===== SUPPLIED INFORMATION =====

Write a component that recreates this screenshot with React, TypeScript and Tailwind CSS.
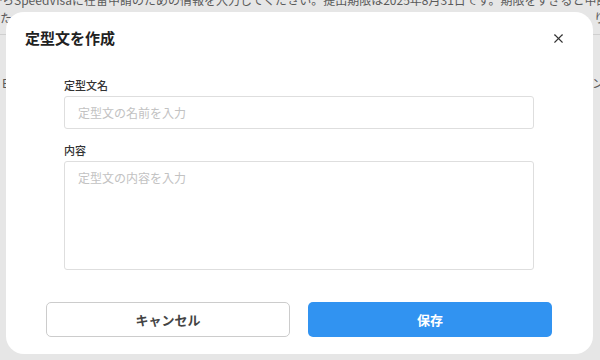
import { X } from "lucide-react";

function App() {
  return (
    <div className="relative w-[600px] h-[360px] overflow-hidden bg-[#e6e6e6] font-['Noto_Sans_CJK_JP','Noto_Sans',sans-serif]">
      {/* page behind the dialog */}
      <div className="text-[#5a5a5a] text-[12px] leading-[14px]">
        <p className="-mt-[7px] -ml-[10px] whitespace-nowrap">
          からSpeedVisaに在留申請のための情報を入力してください。提出期限は2025年8月31日です。期限をすぎると申請ができなくなります。
        </p>
        <div className="flex justify-between mt-[4px]">
          <span>た</span>
          <span className="-mr-[6px]">り</span>
        </div>
        <div className="mt-[9px] h-px bg-[#cfcfcf]" />
        <div className="flex justify-between mt-[41px] px-[2px]">
          <span>E</span>
          <span className="-mr-[6px]">ン</span>
        </div>
      </div>

      {/* dialog */}
      <div className="absolute left-[6px] top-[12px] w-[587px] h-[342px] rounded-[18px] bg-white flex flex-col">
        <div className="flex items-center justify-between pl-[19px] pr-[27px] pt-[14px]">
          <h2 className="text-[15px] leading-[24px] font-bold text-[#222]">定型文を作成</h2>
          <X className="w-[15px] h-[15px] text-[#333]" strokeWidth={1.8} />
        </div>

        <div className="ml-[58px] w-[470px] mt-[27px] flex flex-col">
          <label className="text-[11px] leading-[16px] font-medium text-[#333]">定型文名</label>
          <div className="mt-[3px] h-[33px] border border-[#dedede] rounded-[3px] px-[13px] flex items-center text-[12px] leading-[16px]">
            <span className="text-[#c2c2c2]">定型文の名前を入力</span>
          </div>

          <label className="mt-[13px] text-[11px] leading-[16px] font-medium text-[#333]">内容</label>
          <div className="mt-[3px] h-[109px] border border-[#dedede] rounded-[3px] px-[13px] pt-[8px] text-[12px] leading-[16px]">
            <span className="text-[#c2c2c2]">定型文の内容を入力</span>
          </div>
        </div>

        <div className="mt-[32px] ml-[40px] flex gap-[18px]">
          <button
            type="button"
            className="w-[244px] h-[35px] border border-[#cccccc] rounded-[5px] text-[13px] font-bold text-[#444]"
          >
            キャンセル
          </button>
          <button
            type="button"
            className="w-[244px] h-[35px] rounded-[5px] bg-[#3193f1] text-[13px] font-bold text-white"
          >
            保存
          </button>
        </div>
      </div>
    </div>
  );
}

export default App;
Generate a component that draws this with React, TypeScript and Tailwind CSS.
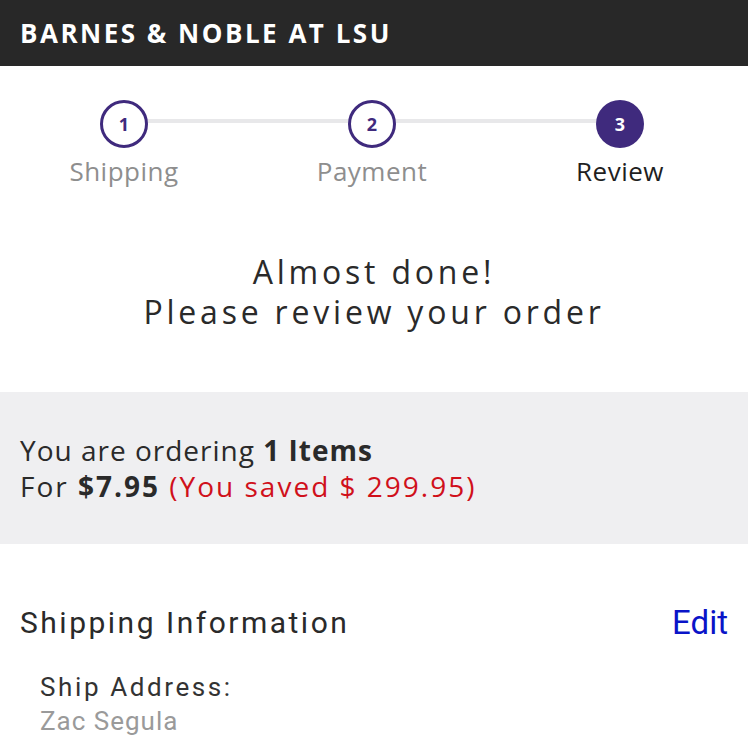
import React from 'react';

const STEPS = [
  { n: 1, label: 'Shipping', active: false },
  { n: 2, label: 'Payment', active: false },
  { n: 3, label: 'Review', active: true },
];

const SANS = { fontFamily: '"Open Sans", Lato, sans-serif' };
const NARROW = { fontFamily: 'Roboto, "Open Sans", sans-serif' };

export default function App() {
  return (
    <div className="w-[748px] h-[740px] overflow-hidden bg-white" style={SANS}>
      {/* Header */}
      <div className="h-[66px] bg-[#282828] flex items-center px-5">
        <span className="text-white text-[26px] font-bold tracking-[2.5px] uppercase">Barnes &amp; Noble at LSU</span>
      </div>

      {/* Stepper */}
      <div className="relative pt-[34px] w-[744px]">
        <div className="absolute left-[124px] right-[124px] top-[53px] h-[4px] bg-[#e8e8ea]" />
        <div className="relative grid grid-cols-3">
          {STEPS.map((s) => (
            <div key={s.n} className="flex flex-col items-center">
              <div
                className={
                  s.active
                    ? 'w-[48px] h-[48px] rounded-full bg-[#3f2a7d] flex items-center justify-center text-white text-[18px] font-bold'
                    : 'w-[48px] h-[48px] rounded-full bg-white border-[3px] border-[#3f2a7d] flex items-center justify-center text-[#3f2a7d] text-[18px] font-bold'
                }
              >
                {s.n}
              </div>
              <div className={s.active ? 'mt-[6px] text-[26px] leading-[34px] tracking-[0.5px] text-[#1f1f1f]' : 'mt-[6px] text-[26px] leading-[34px] tracking-[0.5px] text-[#8e8e8e]'}>
                {s.label}
              </div>
            </div>
          ))}
        </div>
      </div>

      {/* Heading */}
      <div className="pt-[64px] pb-[60px] text-center text-[#2a2a2a] text-[32px] leading-[40px] tracking-[3.8px]">
        <div>Almost done!</div>
        <div>Please review your order</div>
      </div>

      {/* Summary */}
      <div className="h-[152px] bg-[#efeff1] px-5 flex flex-col justify-center text-[28px] leading-[36px] text-[#2a2a2a]">
        <div className="tracking-[1px]">
          You are ordering <span className="font-bold">1 Items</span>
        </div>
        <div className="tracking-[2px]">
          For <span className="font-bold">$7.95</span> <span className="text-[#d0101b]">(You saved $ 299.95)</span>
        </div>
      </div>

      {/* Shipping information */}
      <div className="px-5 pt-[54px]">
        <div className="flex items-center justify-between" style={NARROW}>
          <span className="text-[30px] text-[#2a2a2a] tracking-[2.5px]">Shipping Information</span>
          <span className="text-[33px] text-[#0a14c8]">Edit</span>
        </div>
        <div className="pl-5 pt-[22px]" style={NARROW}>
          <div className="text-[26px] leading-[34px] text-[#333] tracking-[2.6px]">Ship Address:</div>
          <div className="text-[26px] leading-[34px] tracking-[1px] text-[#9a9a9a]">Zac Segula</div>
        </div>
      </div>
    </div>
  );
}
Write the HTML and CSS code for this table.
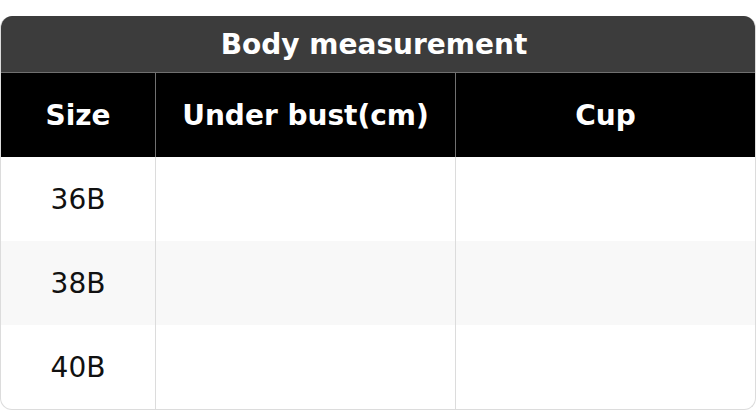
FILE: index.html
```html
<!DOCTYPE html>
<html>
<head>
<meta charset="utf-8">
<link rel="stylesheet" href="styles.css">
</head>
<body>
<div class="card">
  <div class="title">Body measurement</div>
  <table class="sizes">
    <thead>
      <tr><th class="c1">Size</th><th class="c2">Under bust(cm)</th><th class="c3">Cup</th></tr>
    </thead>
    <tbody>
      <tr><td>36B</td><td></td><td></td></tr>
      <tr class="alt"><td>38B</td><td></td><td></td></tr>
      <tr><td>40B</td><td></td><td></td></tr>
    </tbody>
  </table>
</div>
</body>
</html>
```
FILE: styles.css
```css
html, body {
  margin: 0;
  padding: 0;
  background: #fff;
}
body {
  padding-top: 16px;
  font-family: "DejaVu Sans", sans-serif;
}
.card {
  width: 756px;
  box-sizing: border-box;
  border: 1px solid #dcdcdc;
  border-top: none;
  border-radius: 12px;
  overflow: hidden;
}
.title {
  height: 56px;
  background: #3c3c3c;
  color: #fff;
  font-weight: bold;
  font-size: 28px;
  display: flex;
  align-items: center;
  justify-content: center;
  padding-right: 8px;
  border-bottom: 1px solid #707070;
}
.sizes {
  width: 100%;
  border-collapse: separate;
  border-spacing: 0;
  table-layout: fixed;
}
.sizes th {
  background: #000;
  color: #fff;
  font-weight: bold;
  font-size: 28px;
  height: 84px;
  padding: 0;
  text-align: center;
  border-left: 1px solid #707070;
}
.sizes th:first-child { border-left: none; }
.c1 { width: 154px; }
.c2 { width: 299px; }
.sizes td {
  height: 84px;
  padding: 0;
  text-align: center;
  font-size: 28px;
  color: #111;
  border-left: 1px solid #dcdcdc;
}
.sizes td:first-child { border-left: none; }
.sizes tr.alt td { background: #f8f8f8; }
```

=====

WHAT NEEDS TO BE DONE
Write out again every line above exactly as given; the pictures do not belong in the copy.

RESPONSE BELOW
Write a component that recreates this screenshot with React, TypeScript and Tailwind CSS.
import { X } from "lucide-react";

function App() {
  return (
    <div className="relative w-[600px] h-[360px] overflow-hidden bg-[#e6e6e6] font-['Noto_Sans_CJK_JP','Noto_Sans',sans-serif]">
      {/* page behind the dialog */}
      <div className="text-[#5a5a5a] text-[12px] leading-[14px]">
        <p className="-mt-[7px] -ml-[10px] whitespace-nowrap">
          からSpeedVisaに在留申請のための情報を入力してください。提出期限は2025年8月31日です。期限をすぎると申請ができなくなります。
        </p>
        <div className="flex justify-between mt-[4px]">
          <span>た</span>
          <span className="-mr-[6px]">り</span>
        </div>
        <div className="mt-[9px] h-px bg-[#cfcfcf]" />
        <div className="flex justify-between mt-[41px] px-[2px]">
          <span>E</span>
          <span className="-mr-[6px]">ン</span>
        </div>
      </div>

      {/* dialog */}
      <div className="absolute left-[6px] top-[12px] w-[587px] h-[342px] rounded-[18px] bg-white flex flex-col">
        <div className="flex items-center justify-between pl-[19px] pr-[27px] pt-[14px]">
          <h2 className="text-[15px] leading-[24px] font-bold text-[#222]">定型文を作成</h2>
          <X className="w-[15px] h-[15px] text-[#333]" strokeWidth={1.8} />
        </div>

        <div className="ml-[58px] w-[470px] mt-[27px] flex flex-col">
          <label className="text-[11px] leading-[16px] font-medium text-[#333]">定型文名</label>
          <div className="mt-[3px] h-[33px] border border-[#dedede] rounded-[3px] px-[13px] flex items-center text-[12px] leading-[16px]">
            <span className="text-[#c2c2c2]">定型文の名前を入力</span>
          </div>

          <label className="mt-[13px] text-[11px] leading-[16px] font-medium text-[#333]">内容</label>
          <div className="mt-[3px] h-[109px] border border-[#dedede] rounded-[3px] px-[13px] pt-[8px] text-[12px] leading-[16px]">
            <span className="text-[#c2c2c2]">定型文の内容を入力</span>
          </div>
        </div>

        <div className="mt-[32px] ml-[40px] flex gap-[18px]">
          <button
            type="button"
            className="w-[244px] h-[35px] border border-[#cccccc] rounded-[5px] text-[13px] font-bold text-[#444]"
          >
            キャンセル
          </button>
          <button
            type="button"
            className="w-[244px] h-[35px] rounded-[5px] bg-[#3193f1] text-[13px] font-bold text-white"
          >
            保存
          </button>
        </div>
      </div>
    </div>
  );
}

export default App;
Generate a component that draws this with React, TypeScript and Tailwind CSS.
import React from 'react';

const STEPS = [
  { n: 1, label: 'Shipping', active: false },
  { n: 2, label: 'Payment', active: false },
  { n: 3, label: 'Review', active: true },
];

const SANS = { fontFamily: '"Open Sans", Lato, sans-serif' };
const NARROW = { fontFamily: 'Roboto, "Open Sans", sans-serif' };

export default function App() {
  return (
    <div className="w-[748px] h-[740px] overflow-hidden bg-white" style={SANS}>
      {/* Header */}
      <div className="h-[66px] bg-[#282828] flex items-center px-5">
        <span className="text-white text-[26px] font-bold tracking-[2.5px] uppercase">Barnes &amp; Noble at LSU</span>
      </div>

      {/* Stepper */}
      <div className="relative pt-[34px] w-[744px]">
        <div className="absolute left-[124px] right-[124px] top-[53px] h-[4px] bg-[#e8e8ea]" />
        <div className="relative grid grid-cols-3">
          {STEPS.map((s) => (
            <div key={s.n} className="flex flex-col items-center">
              <div
                className={
                  s.active
                    ? 'w-[48px] h-[48px] rounded-full bg-[#3f2a7d] flex items-center justify-center text-white text-[18px] font-bold'
                    : 'w-[48px] h-[48px] rounded-full bg-white border-[3px] border-[#3f2a7d] flex items-center justify-center text-[#3f2a7d] text-[18px] font-bold'
                }
              >
                {s.n}
              </div>
              <div className={s.active ? 'mt-[6px] text-[26px] leading-[34px] tracking-[0.5px] text-[#1f1f1f]' : 'mt-[6px] text-[26px] leading-[34px] tracking-[0.5px] text-[#8e8e8e]'}>
                {s.label}
              </div>
            </div>
          ))}
        </div>
      </div>

      {/* Heading */}
      <div className="pt-[64px] pb-[60px] text-center text-[#2a2a2a] text-[32px] leading-[40px] tracking-[3.8px]">
        <div>Almost done!</div>
        <div>Please review your order</div>
      </div>

      {/* Summary */}
      <div className="h-[152px] bg-[#efeff1] px-5 flex flex-col justify-center text-[28px] leading-[36px] text-[#2a2a2a]">
        <div className="tracking-[1px]">
          You are ordering <span className="font-bold">1 Items</span>
        </div>
        <div className="tracking-[2px]">
          For <span className="font-bold">$7.95</span> <span className="text-[#d0101b]">(You saved $ 299.95)</span>
        </div>
      </div>

      {/* Shipping information */}
      <div className="px-5 pt-[54px]">
        <div className="flex items-center justify-between" style={NARROW}>
          <span className="text-[30px] text-[#2a2a2a] tracking-[2.5px]">Shipping Information</span>
          <span className="text-[33px] text-[#0a14c8]">Edit</span>
        </div>
        <div className="pl-5 pt-[22px]" style={NARROW}>
          <div className="text-[26px] leading-[34px] text-[#333] tracking-[2.6px]">Ship Address:</div>
          <div className="text-[26px] leading-[34px] tracking-[1px] text-[#9a9a9a]">Zac Segula</div>
        </div>
      </div>
    </div>
  );
}
Write the HTML and CSS code for this table.
FILE: index.html
```html
<!DOCTYPE html>
<html>
<head>
<meta charset="utf-8">
<link rel="stylesheet" href="styles.css">
</head>
<body>
<div class="card">
  <div class="title">Body measurement</div>
  <table class="sizes">
    <thead>
      <tr><th class="c1">Size</th><th class="c2">Under bust(cm)</th><th class="c3">Cup</th></tr>
    </thead>
    <tbody>
      <tr><td>36B</td><td></td><td></td></tr>
      <tr class="alt"><td>38B</td><td></td><td></td></tr>
      <tr><td>40B</td><td></td><td></td></tr>
    </tbody>
  </table>
</div>
</body>
</html>
```
FILE: styles.css
```css
html, body {
  margin: 0;
  padding: 0;
  background: #fff;
}
body {
  padding-top: 16px;
  font-family: "DejaVu Sans", sans-serif;
}
.card {
  width: 756px;
  box-sizing: border-box;
  border: 1px solid #dcdcdc;
  border-top: none;
  border-radius: 12px;
  overflow: hidden;
}
.title {
  height: 56px;
  background: #3c3c3c;
  color: #fff;
  font-weight: bold;
  font-size: 28px;
  display: flex;
  align-items: center;
  justify-content: center;
  padding-right: 8px;
  border-bottom: 1px solid #707070;
}
.sizes {
  width: 100%;
  border-collapse: separate;
  border-spacing: 0;
  table-layout: fixed;
}
.sizes th {
  background: #000;
  color: #fff;
  font-weight: bold;
  font-size: 28px;
  height: 84px;
  padding: 0;
  text-align: center;
  border-left: 1px solid #707070;
}
.sizes th:first-child { border-left: none; }
.c1 { width: 154px; }
.c2 { width: 299px; }
.sizes td {
  height: 84px;
  padding: 0;
  text-align: center;
  font-size: 28px;
  color: #111;
  border-left: 1px solid #dcdcdc;
}
.sizes td:first-child { border-left: none; }
.sizes tr.alt td { background: #f8f8f8; }
```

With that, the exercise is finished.